People at the Paris parade wore armbands to honour those killed in the shooting in June.

Organisers of the parade criticised French politicians and the media for failing to acknowledge that the mass shooting was a hate attack targeted at the LGBT+ community.

The annual Marche des fiertés ran along just a mile and a half in the city centre – from the Louvre to Place de la Bastille, half the length of the traditional route from Montparnasse to Bastille, which had been planned.

The march had already been postponed from late June, as much of the country’s police are focused on the Euro 2016 football tournament.

Around 1,000 police officers were on duty, three times the number at last year’s parade.

Revellers were encouraged to leave children at home.

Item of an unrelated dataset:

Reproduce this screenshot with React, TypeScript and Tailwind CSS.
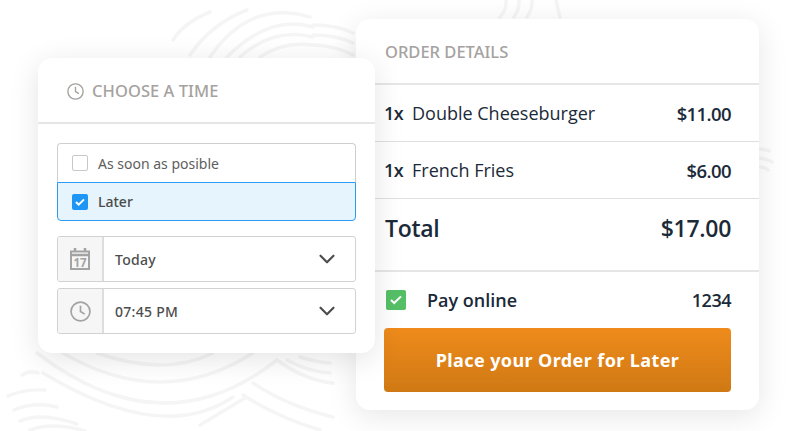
import React from "react";
import { ChevronDown } from "lucide-react";

const sans = "font-['Noto_Sans',sans-serif]";
const cardText = "font-['Open_Sans',sans-serif]";

// start, middle, end of each fingerprint line behind the cards
const swirlLines = [
  // top, above the time card
  [173, 40, 188, 24, 210, 12],
  [190, 55, 215, 28, 247, 10],
  [210, 57, 255, 18, 310, 17],
  [227, 57, 270, 28, 313, 27],
  [240, 57, 275, 37, 313, 37],
  [260, 57, 285, 46, 313, 45],
  [313, 25, 335, 27, 353, 33],
  [313, 35, 335, 37, 353, 43],
  [313, 45, 335, 48, 353, 55],
  // top, above the order card
  [506, 0, 505, 9, 500, 17],
  [519, 0, 518, 9, 514, 17],
  [532, 0, 531, 9, 527, 17],
  [556, 0, 558, 9, 560, 17],
  // under the time card
  [37, 353, 160, 403, 277, 360],
  [63, 353, 160, 382, 253, 353],
  [97, 353, 160, 365, 213, 353],
  [43, 373, 150, 415, 233, 397],
  [277, 360, 305, 376, 333, 383],
  [287, 360, 308, 369, 330, 373],
  [300, 357, 315, 361, 330, 363],
  [253, 383, 290, 403, 333, 417],
  [243, 395, 280, 415, 320, 430],
  [8, 396, 25, 391, 45, 390],
  [14, 410, 35, 405, 57, 407],
  [20, 421, 45, 417, 77, 424],
  [22, 375, 30, 372, 38, 373],
  [30, 430, 55, 426, 85, 431],
  [200, 425, 225, 410, 245, 398],
  // right of the order card
  [760, 149, 766, 150, 769, 151],
  [760, 158, 768, 160, 772, 162],
  [760, 167, 765, 168, 768, 170],
];

const Background = () => (
  <svg className="absolute inset-0" width="797" height="431" viewBox="0 0 797 431" fill="none" stroke="#f5f5f6" strokeWidth="3.5" strokeLinecap="round">
    {swirlLines.map(([x1, y1, xm, ym, x2, y2], i) => (
      <path key={i} d={`M${x1} ${y1}Q${2 * xm - (x1 + x2) / 2} ${2 * ym - (y1 + y2) / 2} ${x2} ${y2}`} />
    ))}
  </svg>
);

const Checkbox = ({ checked }: { checked?: boolean }) =>
  checked ? (
    <span className="flex h-4 w-4 items-center justify-center rounded-[2px] bg-[#1e96f5]">
      <svg width="10" height="8" viewBox="0 0 10 8" fill="none" stroke="#fff" strokeWidth="2">
        <path d="M1 4l2.7 2.6L9 1.4" />
      </svg>
    </span>
  ) : (
    <span className="h-4 w-4 rounded-[2px] border border-[#c9c9c9] bg-white" />
  );

const CalendarIcon = () => (
  <svg width="20" height="22" viewBox="0 0 20 22" fill="none" stroke="#a3a3a3">
    <rect x="1" y="3.5" width="18" height="17.5" strokeWidth="2" />
    <path d="M0 7h20" strokeWidth="2.5" />
    <path d="M5 0v4M15 0v4" strokeWidth="2.5" />
    <text x="10" y="19" textAnchor="middle" fontSize="11.5" fontWeight="700" fill="#a3a3a3" stroke="none" fontFamily="Noto Sans, sans-serif">
      17
    </text>
  </svg>
);

const ClockIcon = ({ size, stroke }: { size: number; stroke: string }) => (
  <svg width={size} height={size} viewBox="0 0 20 20" fill="none" stroke={stroke} strokeWidth="1.6">
    <circle cx="10" cy="10" r="9" />
    <path d="M10 4.5V10l4 2.5" />
  </svg>
);

const SelectRow = ({ icon, label }: { icon: React.ReactNode; label: string }) => (
  <div className="flex h-[46px] overflow-hidden rounded-[3px] border border-[#d2d2d2] bg-white">
    <div className="flex w-[46px] items-center justify-center border-r-2 border-[#dedede] bg-[#f6f6f6]">{icon}</div>
    <div className="flex flex-1 items-center justify-between pl-[11px] pr-[15px]">
      <span className="text-[14px] font-medium tracking-[0.3px] text-[#4d4d4d]">{label}</span>
      <ChevronDown size={26} strokeWidth={2} className="text-[#4d4d4d]" />
    </div>
  </div>
);

const OrderRow = ({ name, price }: { name: string; price: string }) => (
  <div className={`flex h-[57px] items-center justify-between border-b border-[#dfdfdf] px-7 pt-px text-[18px] text-[#1b2a38] ${cardText}`}>
    <div className="flex items-center">
      <span className="w-[28px] font-semibold tracking-[-0.5px]">1x</span>
      <span>{name}</span>
    </div>
    <span className="text-[18.5px] font-semibold tracking-[-0.6px]">{price}</span>
  </div>
);

export default function App() {
  return (
    <div className={`relative flex h-[431px] w-[797px] items-start overflow-hidden bg-white ${sans}`}>
      <Background />

      {/* Choose a time */}
      <div className="relative z-10 ml-[38px] mt-[58px] h-[295px] w-[337px] shrink-0 rounded-[14px] bg-white shadow-[0_6px_30px_rgba(0,0,0,0.11)]">
        <div className="flex h-[66px] items-center gap-2 border-b-2 border-[#e6e6e6] pl-[29px] pt-[2px]">
          <ClockIcon size={17} stroke="#a5a29f" />
          <span className="text-[16.5px] font-medium tracking-[0.05px] text-[#a5a29f]">CHOOSE A TIME</span>
        </div>
        <div className="px-[19px] pt-[19px]">
          <div className="overflow-hidden rounded-t-[4px] border border-b-0 border-[#cfcfcf]">
            <div className="flex h-[38px] items-center gap-[10px] pl-[14px] text-[14px] text-[#5e5e5e]">
              <Checkbox />
              As soon as posible
            </div>
          </div>
          <div className="flex h-[39px] items-center gap-[10px] rounded-b-[4px] border border-[#2b9cf3] bg-[#e6f4fd] pl-[14px] text-[14px] font-medium text-[#4a4a4a]">
            <Checkbox checked />
            Later
          </div>
          <div className="mt-[15px] flex flex-col gap-[6px]">
            <SelectRow icon={<CalendarIcon />} label="Today" />
            <SelectRow icon={<ClockIcon size={21} stroke="#a3a3a3" />} label="07:45 PM" />
          </div>
        </div>
      </div>

      {/* Order details */}
      <div className="relative -ml-[19px] mt-[19px] h-[391px] w-[403px] shrink-0 rounded-[14px] bg-white shadow-[0_6px_30px_rgba(0,0,0,0.1)]">
        <div className="flex h-[66px] items-center border-b-2 border-[#e6e6e6] pl-[29px] pt-[2px] text-[16.5px] font-medium text-[#a5a29f]">
          ORDER DETAILS
        </div>
        <OrderRow name="Double Cheeseburger" price="$11.00" />
        <OrderRow name="French Fries" price="$6.00" />
        <div className={`flex h-[73px] items-start justify-between border-b-2 border-[#e6e6e6] px-7 pt-[11px] text-[23px] font-semibold leading-[36px] tracking-[-0.3px] text-[#1b2a38] ${cardText}`}>
          <span className="pl-px">Total</span>
          <span>$17.00</span>
        </div>
        <div className={`flex h-[56px] items-center justify-between pl-[30px] pr-7 text-[18px] font-semibold text-[#1b2a38] ${cardText}`}>
          <div className="flex items-center gap-[21px]">
            <span className="flex h-5 w-5 items-center justify-center rounded-[2px] bg-[#55bf66]">
              <svg width="12" height="10" viewBox="0 0 12 10" fill="none" stroke="#fff" strokeWidth="2">
                <path d="M1 5l3.2 3L11 1.4" />
              </svg>
            </span>
            Pay online
          </div>
          <span className="tracking-[-0.5px]">1234</span>
        </div>
        <button className="ml-7 flex h-16 w-[347px] items-center justify-center rounded-[4px] bg-gradient-to-b from-[#ef8b1b] to-[#cf7914] text-[18px] font-bold tracking-[0.4px] text-white">
          Place your Order for Later
        </button>
      </div>
    </div>
  );
}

Organisers criticised responses from President Francoise Hollande who had been accused of playing down the anti-LGBT nature of the attack.

A row also kicked off as a students group of the far-right National Front tweeted support for the Pride parade, saying it was “more necessary than ever after the Orlando homophobe attack”.

A vice president of the Front-National Louis Aliot attacked the student group saying: “The FN doesn’t support Gay Pride, an exhibitionist symbol of a militantly anti-FN communitarism.”

The FN has previously been accused of fostering homophobic violence by aligning itself with aggressive anti-equal marriage factions – though it claims it has since reformed.

The party still includes a number of openly homophobic politicians who have attacked the “evil homosexual lobby” – though vice president Florian Philippot was outed last year by Closer magazine.

The party has previously signalled that it would strip away President Hollande’s equal marriage reforms, with Presidential and Parliamentary elections set for 2017.

Even UKIP leader Nigel Farage has previously ruled out working with Le Pen, accusing her party of “anti-Semitism and general prejudice”.